I like to leave my jug of milk out at room temperature while I’m working, or pour out the amount I need and let it sit so when I add the milk the sauce doesn’t go from cooking to cold.
Now egg time. Alton Brown has a divine piece on the Food Network Magazine you can find here:
It’s about how to cook any egg perfectly, with specific instructions and methods that have become my new favorites.
I find his omelet-making to be helpful and interesting, but also dirtying more dishes than I like. Here’s what I do using him as inspiration.
- Whisk the eggs with a fork for a very short period of time. As Mr. Brown points out, the more air you have in your eggs the longer the omelet will take to cook.
- Heat the pan for a while over medium to medium-high heat; add a pretty pat of butter, about 1 T; when the butter froths, pour in the eggs.
- Let the eggs sit in the pan for a half-minute to a minute. I like to see the slightest bit of a “set” along the outer edges of the pan before touching them. Then move your spatula back and forth across the pan like you’re making waves, not splashes, in the eggs, ensuring to scrape the bottom and sides evenly.*
- Once the curds start to materialize, stop making waves. Use your spatula to lift up the edges of the egg with one hand and with the other hand, tilt the pan so any loose egg dribbles toward the newly open pan space. Do this all along the edges until no more raw egg can move freely. I get a little rambunctious with this move to the point of digging in my spatula from the edge to the middle of the pan; your omelet should remain intact with no cracks, and this way your omelet won’t stick to the pan when you try to fold it. Using a high heat from the very beginning helps with this move. If you add salt and pepper to your eggs, here’s where you should do it. Cooks should season every layer of a dish for maximum flavor, but I don’t tend to like pepper, and I try to not add salt unless the food really needs it, so I skipped this.
- Add in your ingredients. Some people add them down the middle, some people prefer one-sided ingredient layering, but I just go for it. Here I poured my cheesy rice casserole mix over the whole dang thing, leaving an inch around the edges, and sprinkled my grated carrot over top.
- Wait until your omelet hits the plate to fold it…or do it right in the pan. I haven’t been able to find a difference in technique that makes a real difference in the food. Personally, I get impatient to fold, so I do it in the pan, and I use the half-fold over the tri-fold. That may be due to the giant mass of fillings I tend to put in my omelets. I don’t think a tri-fold could hold all the cheesy, vegetal goodness I stuff into my breakfasts. To make the fold, ease your spatula deeply into the omelet, about halfway, then bring the spatula up and over the other half. Boom. Omelet folded. Shuffle it onto your plate.
There! Perfect omelet.

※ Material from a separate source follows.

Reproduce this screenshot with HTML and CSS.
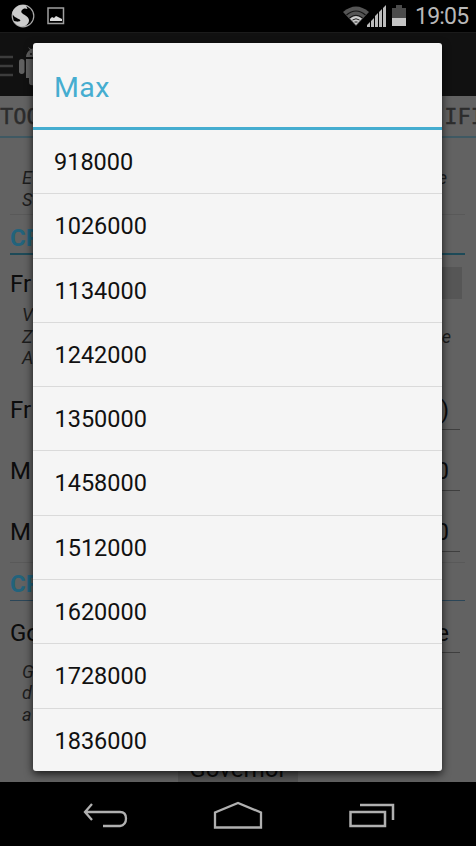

Also, cheesy rice for awesomeness and carrot for texture, color, and health. The Dijon really stepped up its game in this dish; do use it if you have it.
The omelet was overall a soft, fragile egg wrap stuffed with great flavor and a fun texture. The rice was fluffy and warm, the carrot crunchy without being hard. I’ll make it again next time I have leftover rice.
What are your favorite omelet ingredients?
Is there a dish that uses leftovers with which you’ve had particular success?
*Alton Brown’s method involves a few other steps and a few differences in egg-moving technique from what I do. The move I quite honestly don’t understand is when he says to hold the spatula in place while moving the pan around in order to stir the eggs. How do you move your wrist that way? What’s the benefit of that versus standard spatula-moving? Anybody have any ideas?